The key is selecting outsourcing partners who understand your business context, communicate clearly, and are genuinely accountable for outcomes.
Outsourcing Is Not Just for Large Corporations
There is a common misconception that outsourcing is only for large multinational companies. In reality, small and medium-sized businesses often benefit the most from outsourcing, because they typically have the fewest internal resources and the greatest need to stay focused.
For a 20-person company in Kathmandu trying to scale, managing payroll, recruitment, compliance, and IT in-house stretches the team thin. Outsourcing even one or two of these functions can make a significant difference in how focused and productive the core team can be.
How to Start Thinking About Outsourcing
If you are considering outsourcing, the best place to start is with a simple audit. Ask yourself:
What tasks are consuming our team’s time that are not directly connected to serving our clients or building our product?
Make a list.
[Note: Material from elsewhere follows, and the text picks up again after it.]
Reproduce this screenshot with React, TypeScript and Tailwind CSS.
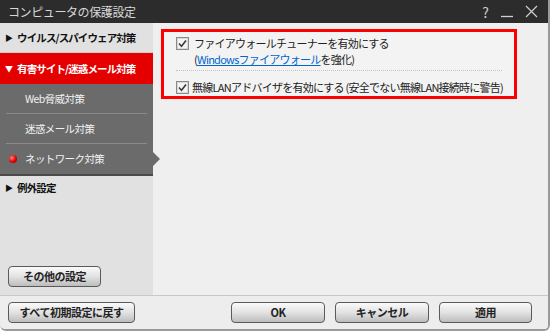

Then assess each item: Is this something a specialist external partner could do better, faster, or more cost-effectively? If the answer is yes, it deserves serious consideration.
From there, the process is about finding the right partner, setting clear expectations, and building a working relationship built on transparency and accountability. Done well, outsourcing is not a loss of control. It is one of the smartest ways a growing company can protect its focus and invest in what truly matters.
Final Thought
The most successful companies we work with share one thing in common: they are very clear about what they do and they protect that focus fiercely. Outsourcing is one of the most practical tools available to achieve that clarity. It allows your team to stop spreading themselves thin and start channeling their energy into the work that genuinely sets your business apart.